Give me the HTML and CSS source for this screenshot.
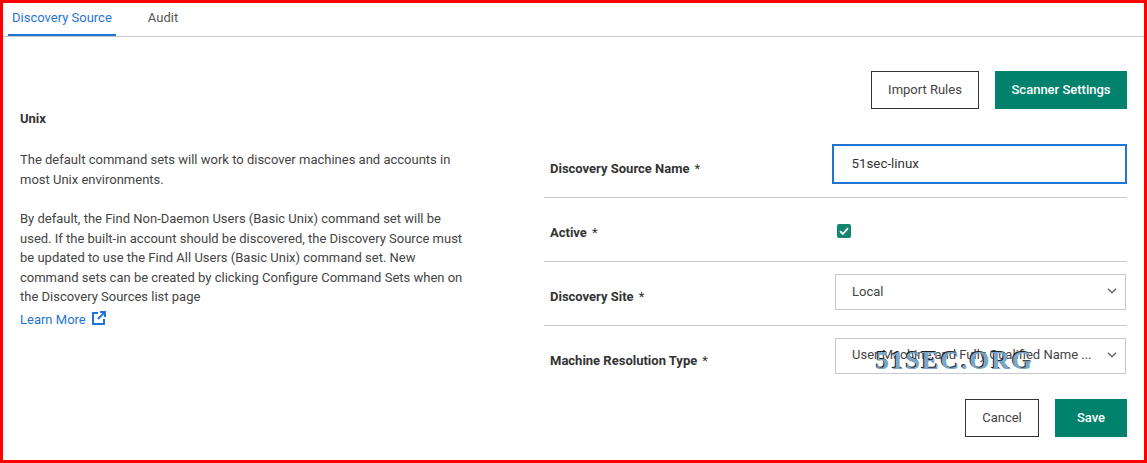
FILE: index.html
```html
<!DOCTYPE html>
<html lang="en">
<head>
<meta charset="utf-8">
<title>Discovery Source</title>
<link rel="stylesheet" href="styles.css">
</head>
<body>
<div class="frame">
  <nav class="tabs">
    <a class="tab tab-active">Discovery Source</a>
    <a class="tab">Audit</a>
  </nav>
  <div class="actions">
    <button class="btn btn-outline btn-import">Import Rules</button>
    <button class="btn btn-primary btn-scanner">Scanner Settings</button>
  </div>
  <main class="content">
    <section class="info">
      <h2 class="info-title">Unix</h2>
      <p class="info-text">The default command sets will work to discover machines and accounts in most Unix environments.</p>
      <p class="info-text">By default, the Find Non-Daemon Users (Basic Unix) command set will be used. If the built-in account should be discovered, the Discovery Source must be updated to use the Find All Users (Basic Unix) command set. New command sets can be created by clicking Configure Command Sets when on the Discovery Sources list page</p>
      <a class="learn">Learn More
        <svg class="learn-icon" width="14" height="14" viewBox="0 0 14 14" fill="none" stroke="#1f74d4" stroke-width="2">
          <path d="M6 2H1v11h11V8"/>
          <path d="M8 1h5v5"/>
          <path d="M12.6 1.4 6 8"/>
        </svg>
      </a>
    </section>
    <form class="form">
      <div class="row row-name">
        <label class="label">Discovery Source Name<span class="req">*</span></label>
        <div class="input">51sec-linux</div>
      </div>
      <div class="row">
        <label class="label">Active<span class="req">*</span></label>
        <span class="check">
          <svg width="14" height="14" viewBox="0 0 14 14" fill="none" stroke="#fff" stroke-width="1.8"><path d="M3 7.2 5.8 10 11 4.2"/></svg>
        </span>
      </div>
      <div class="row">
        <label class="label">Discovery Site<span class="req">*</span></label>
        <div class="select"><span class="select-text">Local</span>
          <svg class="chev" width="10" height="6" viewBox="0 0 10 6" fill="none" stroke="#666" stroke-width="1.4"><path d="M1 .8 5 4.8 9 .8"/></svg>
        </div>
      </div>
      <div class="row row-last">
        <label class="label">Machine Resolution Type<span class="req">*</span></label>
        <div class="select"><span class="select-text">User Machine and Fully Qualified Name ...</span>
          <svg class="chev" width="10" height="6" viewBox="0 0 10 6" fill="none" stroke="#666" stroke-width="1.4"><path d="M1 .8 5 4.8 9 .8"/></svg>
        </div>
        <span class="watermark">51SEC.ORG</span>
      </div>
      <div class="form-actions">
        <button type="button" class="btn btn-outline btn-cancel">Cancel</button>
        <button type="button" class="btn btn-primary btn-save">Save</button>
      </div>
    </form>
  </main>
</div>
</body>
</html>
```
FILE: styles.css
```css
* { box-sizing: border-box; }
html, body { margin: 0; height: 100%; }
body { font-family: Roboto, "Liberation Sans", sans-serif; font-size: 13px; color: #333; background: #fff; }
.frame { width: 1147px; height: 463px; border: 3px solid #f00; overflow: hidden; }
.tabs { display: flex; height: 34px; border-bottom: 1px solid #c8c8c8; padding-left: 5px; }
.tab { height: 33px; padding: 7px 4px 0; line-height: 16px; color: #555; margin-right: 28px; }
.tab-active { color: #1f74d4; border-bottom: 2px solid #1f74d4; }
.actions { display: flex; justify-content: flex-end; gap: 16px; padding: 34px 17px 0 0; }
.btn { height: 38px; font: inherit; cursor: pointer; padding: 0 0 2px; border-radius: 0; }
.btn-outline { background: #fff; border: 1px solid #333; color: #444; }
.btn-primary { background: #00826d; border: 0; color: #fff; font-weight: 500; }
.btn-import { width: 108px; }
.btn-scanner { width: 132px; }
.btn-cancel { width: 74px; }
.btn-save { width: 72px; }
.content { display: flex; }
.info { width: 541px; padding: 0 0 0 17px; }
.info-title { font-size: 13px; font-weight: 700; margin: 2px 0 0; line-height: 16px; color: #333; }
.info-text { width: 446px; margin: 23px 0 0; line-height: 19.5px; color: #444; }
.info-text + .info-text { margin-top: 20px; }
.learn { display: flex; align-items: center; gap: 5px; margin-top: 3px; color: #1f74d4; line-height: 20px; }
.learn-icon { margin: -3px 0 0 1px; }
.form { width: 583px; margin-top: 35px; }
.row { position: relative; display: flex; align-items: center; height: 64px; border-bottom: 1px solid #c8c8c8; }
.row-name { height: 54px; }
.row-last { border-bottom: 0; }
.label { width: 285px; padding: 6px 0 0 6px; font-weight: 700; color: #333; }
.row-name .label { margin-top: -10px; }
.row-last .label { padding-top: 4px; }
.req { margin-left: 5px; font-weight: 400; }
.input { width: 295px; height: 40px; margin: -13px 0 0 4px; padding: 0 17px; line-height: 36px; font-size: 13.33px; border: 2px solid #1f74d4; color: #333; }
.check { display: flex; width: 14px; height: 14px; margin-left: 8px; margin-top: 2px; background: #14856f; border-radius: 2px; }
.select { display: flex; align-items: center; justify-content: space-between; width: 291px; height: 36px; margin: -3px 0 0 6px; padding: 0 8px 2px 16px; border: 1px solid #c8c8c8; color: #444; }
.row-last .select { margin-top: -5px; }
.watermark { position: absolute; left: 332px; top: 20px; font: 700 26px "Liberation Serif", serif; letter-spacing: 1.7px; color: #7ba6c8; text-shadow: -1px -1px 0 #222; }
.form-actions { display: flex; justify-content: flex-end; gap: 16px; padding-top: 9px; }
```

• • • • • • •

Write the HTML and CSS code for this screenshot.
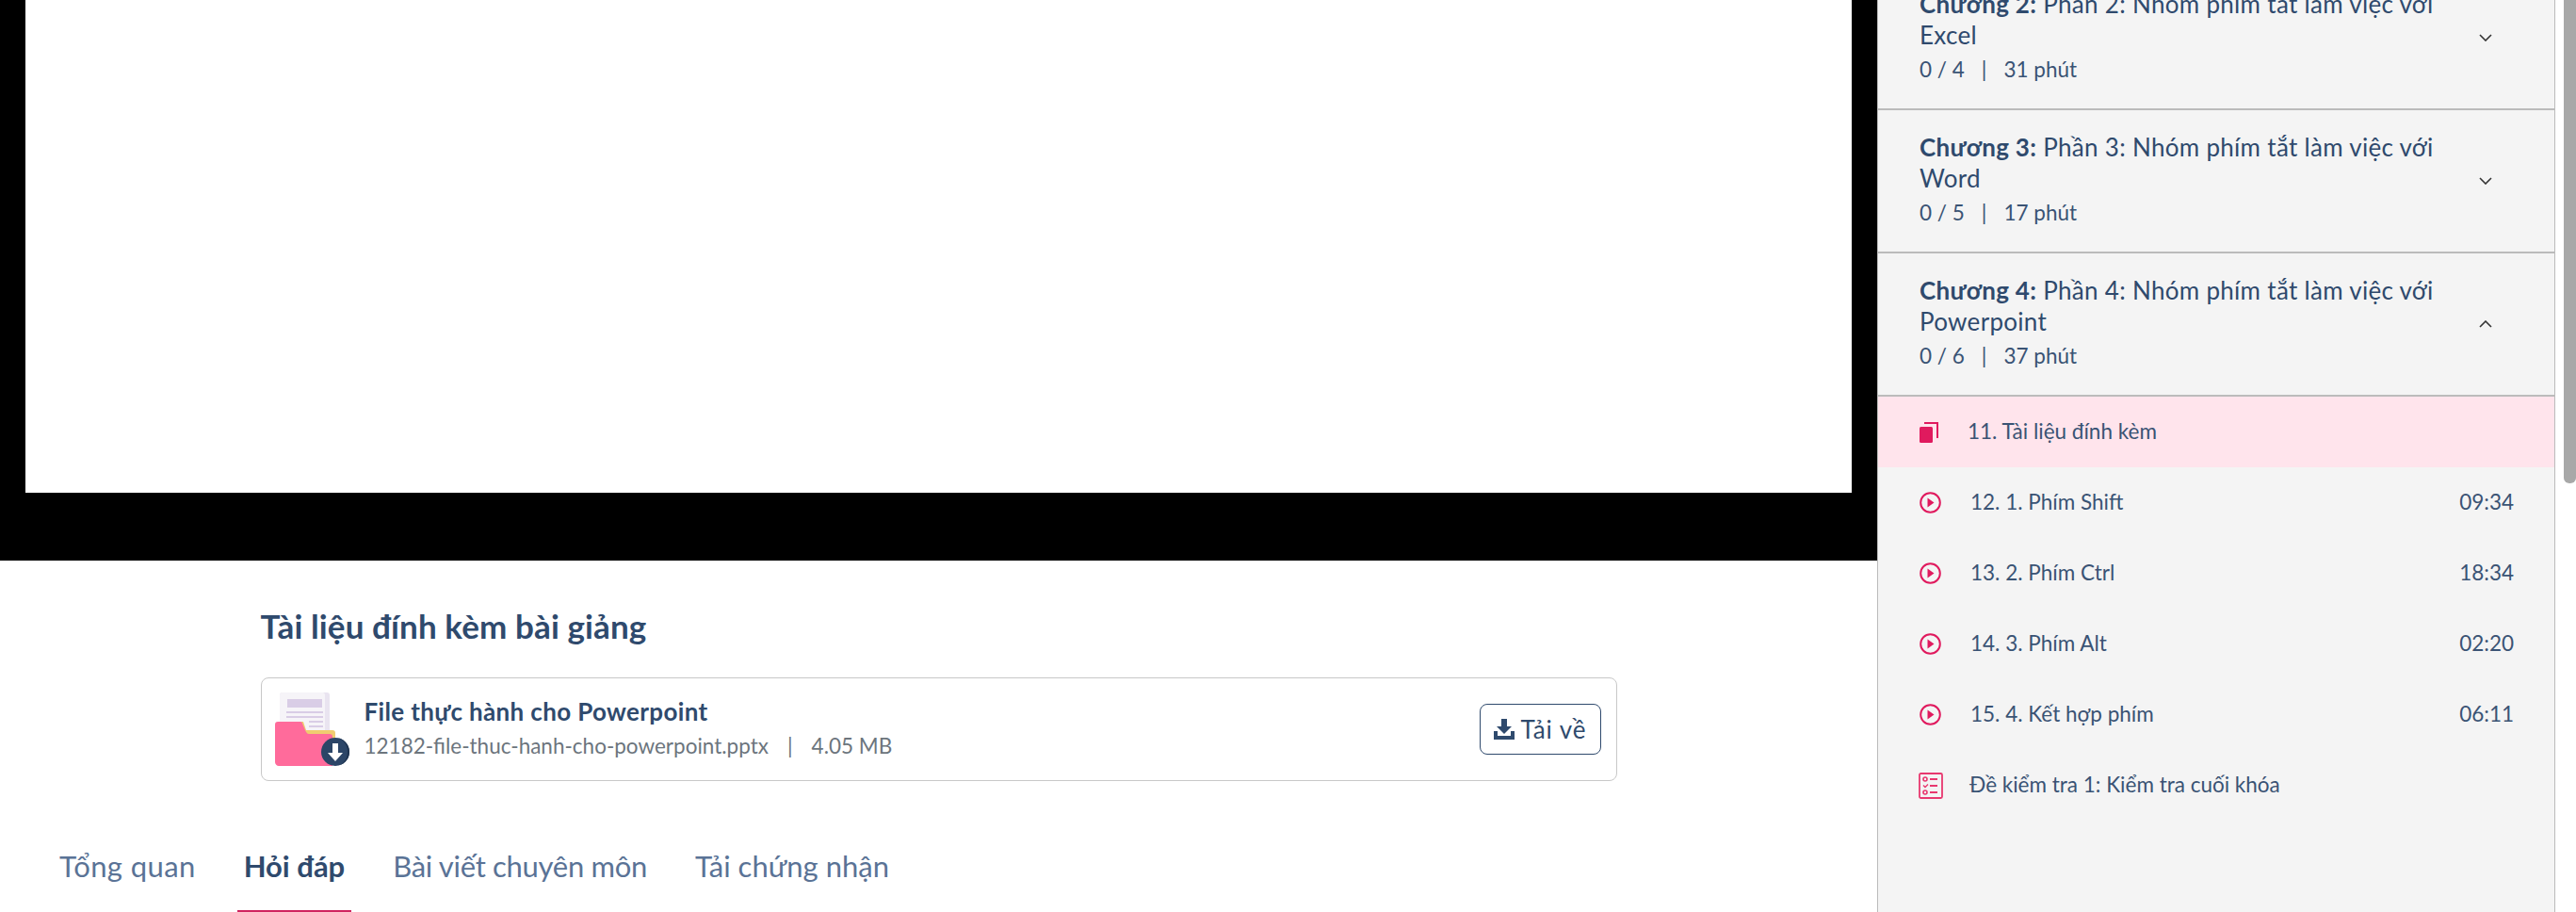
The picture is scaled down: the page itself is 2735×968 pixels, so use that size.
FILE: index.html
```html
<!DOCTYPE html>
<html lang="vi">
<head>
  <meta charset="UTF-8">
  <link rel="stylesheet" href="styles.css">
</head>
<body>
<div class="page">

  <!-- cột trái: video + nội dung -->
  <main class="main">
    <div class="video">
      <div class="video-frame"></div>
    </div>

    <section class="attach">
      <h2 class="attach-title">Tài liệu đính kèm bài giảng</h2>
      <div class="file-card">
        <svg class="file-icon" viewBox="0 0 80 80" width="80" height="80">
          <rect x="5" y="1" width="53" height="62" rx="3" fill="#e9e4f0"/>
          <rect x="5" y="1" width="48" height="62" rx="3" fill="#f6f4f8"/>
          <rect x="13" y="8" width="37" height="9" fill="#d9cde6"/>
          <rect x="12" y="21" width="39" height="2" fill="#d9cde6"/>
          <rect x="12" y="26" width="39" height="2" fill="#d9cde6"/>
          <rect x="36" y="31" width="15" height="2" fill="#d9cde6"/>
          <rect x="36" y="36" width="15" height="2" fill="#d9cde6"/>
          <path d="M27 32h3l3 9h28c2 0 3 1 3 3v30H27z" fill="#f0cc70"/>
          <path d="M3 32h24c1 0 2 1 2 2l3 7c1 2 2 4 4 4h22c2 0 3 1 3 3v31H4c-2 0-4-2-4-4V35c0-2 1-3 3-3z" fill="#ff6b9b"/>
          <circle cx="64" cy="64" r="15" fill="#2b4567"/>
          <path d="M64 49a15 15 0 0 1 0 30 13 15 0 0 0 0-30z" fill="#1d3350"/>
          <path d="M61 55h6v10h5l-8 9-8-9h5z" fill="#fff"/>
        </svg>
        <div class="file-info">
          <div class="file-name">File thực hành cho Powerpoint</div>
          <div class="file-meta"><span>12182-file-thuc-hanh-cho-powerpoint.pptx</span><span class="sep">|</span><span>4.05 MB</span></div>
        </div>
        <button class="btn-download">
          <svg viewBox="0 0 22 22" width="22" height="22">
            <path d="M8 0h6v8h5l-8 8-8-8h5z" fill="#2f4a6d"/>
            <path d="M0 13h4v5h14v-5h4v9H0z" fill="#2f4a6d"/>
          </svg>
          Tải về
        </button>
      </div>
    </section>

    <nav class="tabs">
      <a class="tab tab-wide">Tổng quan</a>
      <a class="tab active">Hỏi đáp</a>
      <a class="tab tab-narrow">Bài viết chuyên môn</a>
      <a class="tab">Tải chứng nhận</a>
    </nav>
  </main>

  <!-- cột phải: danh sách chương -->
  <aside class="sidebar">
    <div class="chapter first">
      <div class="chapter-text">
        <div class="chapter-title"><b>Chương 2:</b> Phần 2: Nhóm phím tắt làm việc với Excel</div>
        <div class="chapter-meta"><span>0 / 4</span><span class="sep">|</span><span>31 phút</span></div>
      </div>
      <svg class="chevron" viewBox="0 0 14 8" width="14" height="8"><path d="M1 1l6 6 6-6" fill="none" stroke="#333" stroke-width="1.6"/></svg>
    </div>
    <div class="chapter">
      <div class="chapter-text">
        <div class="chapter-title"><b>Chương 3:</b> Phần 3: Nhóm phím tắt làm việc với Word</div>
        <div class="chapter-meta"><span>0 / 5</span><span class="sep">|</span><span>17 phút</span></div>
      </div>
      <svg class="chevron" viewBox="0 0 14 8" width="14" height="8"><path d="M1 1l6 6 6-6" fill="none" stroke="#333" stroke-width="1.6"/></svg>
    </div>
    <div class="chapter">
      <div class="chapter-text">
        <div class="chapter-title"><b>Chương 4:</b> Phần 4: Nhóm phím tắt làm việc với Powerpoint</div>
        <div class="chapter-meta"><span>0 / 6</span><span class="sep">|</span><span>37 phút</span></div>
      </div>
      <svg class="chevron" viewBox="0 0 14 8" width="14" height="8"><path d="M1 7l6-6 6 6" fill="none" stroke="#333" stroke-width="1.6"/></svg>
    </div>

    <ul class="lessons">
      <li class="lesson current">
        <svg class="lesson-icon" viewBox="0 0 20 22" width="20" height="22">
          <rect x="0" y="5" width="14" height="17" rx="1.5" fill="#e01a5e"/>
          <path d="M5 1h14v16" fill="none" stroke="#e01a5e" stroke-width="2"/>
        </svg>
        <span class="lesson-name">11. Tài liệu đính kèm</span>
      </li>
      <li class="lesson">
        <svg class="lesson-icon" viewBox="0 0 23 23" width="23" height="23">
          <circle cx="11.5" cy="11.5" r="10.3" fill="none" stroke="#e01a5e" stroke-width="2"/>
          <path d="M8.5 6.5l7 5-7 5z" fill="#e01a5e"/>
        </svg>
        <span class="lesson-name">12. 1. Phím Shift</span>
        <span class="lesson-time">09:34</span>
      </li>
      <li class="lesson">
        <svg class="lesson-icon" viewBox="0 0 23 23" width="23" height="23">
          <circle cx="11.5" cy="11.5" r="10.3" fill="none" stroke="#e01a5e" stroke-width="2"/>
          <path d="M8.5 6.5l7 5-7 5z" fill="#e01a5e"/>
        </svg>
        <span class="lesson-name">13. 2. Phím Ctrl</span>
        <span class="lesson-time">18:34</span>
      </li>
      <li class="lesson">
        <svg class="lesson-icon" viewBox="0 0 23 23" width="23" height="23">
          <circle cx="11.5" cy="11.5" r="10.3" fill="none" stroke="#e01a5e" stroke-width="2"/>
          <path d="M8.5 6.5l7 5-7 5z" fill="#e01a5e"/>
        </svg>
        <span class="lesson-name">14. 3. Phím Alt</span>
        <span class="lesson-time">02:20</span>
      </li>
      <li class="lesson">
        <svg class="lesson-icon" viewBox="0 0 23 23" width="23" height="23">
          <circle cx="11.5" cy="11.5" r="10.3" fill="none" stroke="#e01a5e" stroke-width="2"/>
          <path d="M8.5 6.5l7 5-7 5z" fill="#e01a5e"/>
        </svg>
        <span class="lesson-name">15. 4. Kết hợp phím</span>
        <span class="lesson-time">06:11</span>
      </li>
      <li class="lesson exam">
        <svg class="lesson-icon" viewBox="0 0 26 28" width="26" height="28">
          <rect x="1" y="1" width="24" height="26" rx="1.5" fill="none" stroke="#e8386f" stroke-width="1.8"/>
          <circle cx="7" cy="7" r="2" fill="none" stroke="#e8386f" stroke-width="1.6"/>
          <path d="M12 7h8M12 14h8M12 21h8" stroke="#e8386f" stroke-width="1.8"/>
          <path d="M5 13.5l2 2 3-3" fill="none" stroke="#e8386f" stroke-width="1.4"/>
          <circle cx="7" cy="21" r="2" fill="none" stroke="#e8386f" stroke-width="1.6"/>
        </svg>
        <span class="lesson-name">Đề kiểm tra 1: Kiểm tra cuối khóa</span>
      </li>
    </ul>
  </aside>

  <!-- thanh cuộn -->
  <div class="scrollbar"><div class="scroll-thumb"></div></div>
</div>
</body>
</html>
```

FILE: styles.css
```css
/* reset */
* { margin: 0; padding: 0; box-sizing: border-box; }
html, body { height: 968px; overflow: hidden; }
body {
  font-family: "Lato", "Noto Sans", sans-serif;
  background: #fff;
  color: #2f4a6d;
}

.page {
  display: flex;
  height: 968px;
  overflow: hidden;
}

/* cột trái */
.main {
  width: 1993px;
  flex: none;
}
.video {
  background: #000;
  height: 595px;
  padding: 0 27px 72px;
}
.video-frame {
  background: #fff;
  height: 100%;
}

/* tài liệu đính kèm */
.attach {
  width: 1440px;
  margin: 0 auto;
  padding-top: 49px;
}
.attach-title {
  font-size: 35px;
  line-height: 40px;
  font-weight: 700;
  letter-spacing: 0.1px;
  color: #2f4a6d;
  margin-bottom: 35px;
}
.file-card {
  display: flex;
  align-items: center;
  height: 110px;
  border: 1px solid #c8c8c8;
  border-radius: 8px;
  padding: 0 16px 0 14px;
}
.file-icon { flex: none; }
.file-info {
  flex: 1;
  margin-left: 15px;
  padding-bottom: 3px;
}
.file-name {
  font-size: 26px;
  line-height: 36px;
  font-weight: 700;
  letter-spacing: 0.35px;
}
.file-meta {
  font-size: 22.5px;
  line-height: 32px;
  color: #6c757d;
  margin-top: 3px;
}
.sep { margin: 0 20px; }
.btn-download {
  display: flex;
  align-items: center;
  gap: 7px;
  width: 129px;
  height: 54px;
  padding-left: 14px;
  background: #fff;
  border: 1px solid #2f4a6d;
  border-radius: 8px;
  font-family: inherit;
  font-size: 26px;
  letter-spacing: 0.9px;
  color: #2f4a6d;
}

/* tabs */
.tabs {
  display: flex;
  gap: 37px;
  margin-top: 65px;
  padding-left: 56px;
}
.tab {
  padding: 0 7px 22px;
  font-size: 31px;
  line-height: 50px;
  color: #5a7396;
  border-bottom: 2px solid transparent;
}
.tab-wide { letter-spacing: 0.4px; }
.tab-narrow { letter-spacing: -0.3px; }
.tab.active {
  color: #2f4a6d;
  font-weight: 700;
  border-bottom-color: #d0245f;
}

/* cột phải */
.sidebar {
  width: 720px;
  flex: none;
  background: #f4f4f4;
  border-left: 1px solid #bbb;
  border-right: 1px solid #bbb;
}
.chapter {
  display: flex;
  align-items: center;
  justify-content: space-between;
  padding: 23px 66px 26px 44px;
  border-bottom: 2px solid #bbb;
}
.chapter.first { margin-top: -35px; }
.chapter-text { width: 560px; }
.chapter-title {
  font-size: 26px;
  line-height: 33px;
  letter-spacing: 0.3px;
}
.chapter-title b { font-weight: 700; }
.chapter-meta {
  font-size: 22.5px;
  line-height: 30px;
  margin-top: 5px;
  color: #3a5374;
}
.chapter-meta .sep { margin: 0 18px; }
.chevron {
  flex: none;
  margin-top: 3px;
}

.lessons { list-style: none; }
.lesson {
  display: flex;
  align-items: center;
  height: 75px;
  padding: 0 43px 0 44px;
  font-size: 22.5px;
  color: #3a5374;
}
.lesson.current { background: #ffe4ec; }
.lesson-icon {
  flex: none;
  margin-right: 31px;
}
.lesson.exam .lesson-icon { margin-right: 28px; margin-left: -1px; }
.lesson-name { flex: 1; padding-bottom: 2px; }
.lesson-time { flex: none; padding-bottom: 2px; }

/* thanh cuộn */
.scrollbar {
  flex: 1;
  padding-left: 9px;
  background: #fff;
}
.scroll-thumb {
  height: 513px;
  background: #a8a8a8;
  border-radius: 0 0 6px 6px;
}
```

• • • • • • •

Direction: Show all lines from the data above in which the word "this" appears.

Reply:
Give me the HTML and CSS source for this screenshot.
Write the HTML and CSS code for this screenshot.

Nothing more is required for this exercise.